Most college students attend class looking less than attractive. Flip flops, hoodies and sweat pants are usually the uniform of choice as they do their best to remain alert during a lecture instead of scrolling through their Facebook News Feeds.
Tired, bored and probably hungover, most undergrads try not to run into anyone they know on their way to class, let alone pose for a picture. Unfortunately, that's exactly what some Harvard University students experienced last spring.
Harvard revealed that it secretly photographed about 2,000 of its undergrads in 10 lecture halls on campus last spring as part of a study on classroom attendance, The Boston Globe reported. Students and faculty alike are less than thrilled about the news, claiming the study was an invasion of privacy.
The university first revealed the study during a faculty meeting on Nov. 4 after computer science professor Harry Lewis questioned administrators about the matter, which he learned from two colleagues. Researchers at the college's Initiative for Learning and Teaching installed cameras in the lecture halls last spring to measure student attendance, Peter K. Bol, Harvard's vice provost for advances in learning who oversees the initiative, said at the meeting. The cameras took a photo every hour and counted how many seats were empty and filled.
Students and teachers weren't notified about the study before it was conducted so as to avoid any potential bias in the research. The professors whose classes had been part of the study agreed to have the images used for research when the results came back this fall, but as of Wednesday afternoon, students had not been made aware of their participation, although Harvard president Drew Faust said all of the students involved will be notified. The images have since been destroyed, and the case will be reviewed by a panel, according to The Harvard Crimson, which first broke the news of the study.
Though there's probably no good time for this news to hit, it was especially bad timing for Harvard, which came under fire in March 2013 for searching through thousands of university email accounts to try to find who leaked information to the media about cheating on campus. After that incident, Faust created a task force, and the university put new privacy policies on electronic communication into place last spring.

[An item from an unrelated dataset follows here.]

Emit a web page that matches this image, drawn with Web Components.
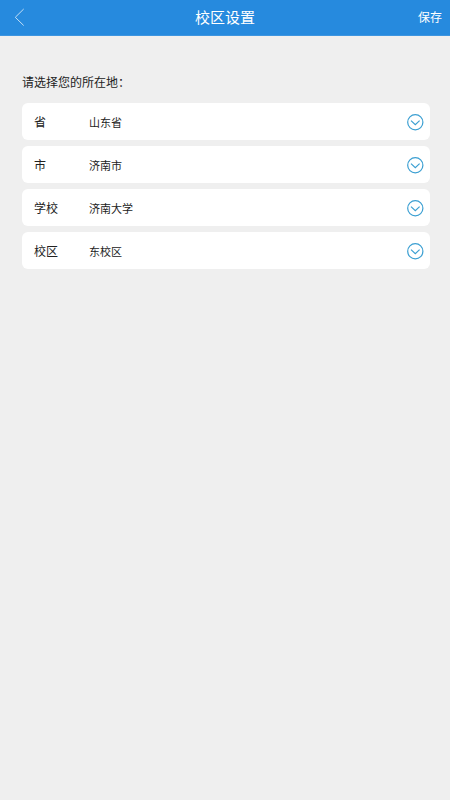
<!DOCTYPE html>
<html lang="zh-CN">
<head>
<meta charset="utf-8">
<meta name="viewport" content="width=device-width, initial-scale=1">
<title>校区设置</title>
<style>
  html { background: #efefef; }
  body {
    margin: 0;
    color: #222;
    font-family: "Noto Sans CJK SC", sans-serif;
    font-size: 12px;
    line-height: 18px;
  }
</style>
</head>
<body>
<campus-settings></campus-settings>

<template id="app-bar">
  <style>
    :host {
      display: grid;
      grid-template-columns: 1fr auto 1fr;
      align-items: center;
      height: 36px;
      box-sizing: border-box;
      padding: 0 8px 1px;
      background: #268ade;
      border-bottom: 1px solid #3d95e0;
      color: #fff;
    }
    button {
      margin: 0;
      padding: 0;
      border: 0;
      background: none;
      color: inherit;
      font: inherit;
      cursor: pointer;
    }
    .back { justify-self: start; display: flex; padding: 0 4px; }
    .save { justify-self: end; }
    h1 { margin: 0; font-size: 15px; line-height: 24px; font-weight: 400; }
    svg { display: block; fill: none; stroke: #c4dff6; stroke-width: 1; }
  </style>
  <button class="back" type="button" aria-label="返回">
    <svg width="16" height="20" viewBox="0 0 16 20"><path d="M11.7 2 3.3 10.3l8.4 8.2"/></svg>
  </button>
  <h1><slot></slot></h1>
  <button class="save" type="button"><slot name="action"></slot></button>
</template>

<template id="select-row">
  <style>
    :host {
      display: grid;
      grid-template-columns: 55px 1fr 24px;
      align-items: center;
      height: 37px;
      padding: 0 6px 0 12px;
      background: #fff;
      border-radius: 6px;
    }
    label { grid-area: 1 / 1; }
    select {
      grid-area: 1 / 2 / 2 / 4;
      appearance: none;
      width: 100%;
      height: 36px;
      margin: 0;
      padding: 0;
      border: 0;
      outline-offset: -2px;
      background: none;
      color: #222;
      font-family: inherit;
      font-size: 11px;
      line-height: 18px;
      cursor: pointer;
    }
    svg {
      grid-area: 1 / 3;
      justify-self: end;
      display: block;
      fill: none;
      stroke: #3b9fd2;
      stroke-width: 1.2;
      pointer-events: none;
    }
  </style>
  <label for="choice"></label>
  <select id="choice"><option></option></select>
  <svg width="18" height="18" viewBox="0 0 18 18" aria-hidden="true">
    <circle cx="9.3" cy="9.3" r="7.6"/><path d="m5 7.6 4.3 4.1 4.3-4.1"/>
  </svg>
</template>

<template id="campus-settings">
  <style>
    :host { display: block; }
    main { padding: 37px 20px 20px 22px; }
    p { margin: 0 0 12px; }
    form { display: grid; gap: 6px; }
  </style>
  <app-bar>校区设置<span slot="action">保存</span></app-bar>
  <main>
    <p>请选择您的所在地：</p>
    <form>
      <select-row label="省" value="山东省"></select-row>
      <select-row label="市" value="济南市"></select-row>
      <select-row label="学校" value="济南大学"></select-row>
      <select-row label="校区" value="东校区"></select-row>
    </form>
  </main>
</template>

<script>
  class TemplateElement extends HTMLElement {
    constructor() {
      super();
      const template = document.getElementById(this.localName);
      this.attachShadow({ mode: "open" }).append(template.content.cloneNode(true));
    }
  }

  class AppBar extends TemplateElement {}

  class SelectRow extends TemplateElement {
    connectedCallback() {
      this.shadowRoot.querySelector("label").textContent = this.getAttribute("label");
      this.shadowRoot.querySelector("option").textContent = this.getAttribute("value");
    }
  }

  class CampusSettings extends TemplateElement {}

  customElements.define("app-bar", AppBar);
  customElements.define("select-row", SelectRow);
  customElements.define("campus-settings", CampusSettings);
</script>
</body>
</html>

Clearly, what's at stake here is more than a university having possession of photos of you without makeup on. The issue is the age-old question of how much privacy do students really have when they're under the jurisdiction of an academic institution?
Though when we enroll in college, we'd like to think we're on our own and are growing as individuals, students are still under the authority of the university. With that comes the good, like getting an education and taking advantage of student discounts. But obviously, as in this case, there's also the bad where academic institutions wield a lot of power over you during the course of your four years. They have access to a lot of information about you, and they're not always forthcoming about it. Some wonder how a university can ask its students to follow a set of ethics and an honor code when the school has questionable ethics itself.
However, there doesn't seem to be much harm done from this Harvard study, at least from what we know now. Harvard's Institutional Review Board approved the study, which wasn't designed to track or identify individual students, according to Bol. Although, one wonders what the reasoning behind taking photos of students was to monitor attendance in lieu of just reporting the actual attendance numbers for that day compared to the total enrolled in the class.
Regardless of Harvard's study, we do live in a CCTV world. Security cameras are everywhere, and if we actually knew how much our every move was tracked throughout a single day, we'd probably fall over. Our images are also broadcast on social media all the time, whether we intend them to be or not. It's darn near impossible to not have your picture taken without your knowledge unless you live totally off the grid.
But of course, no one likes to confront this reality. The idea that someone is performing an experiment unbeknownst to you is always going to be an uncomfortable feeling and inspire indignation. Just look at what happened to Facebook when the news broke that the company manipulated users' News Feeds for research. It was a PR disaster.
Unfortunately, technology has made it easier to conduct this kind of research. It'd be nice if it wasn't used to perform secret experiments on us, but unfortunately, it doesn't look like that's going to stop any time soon. And I'm not sure there's much we can do about it.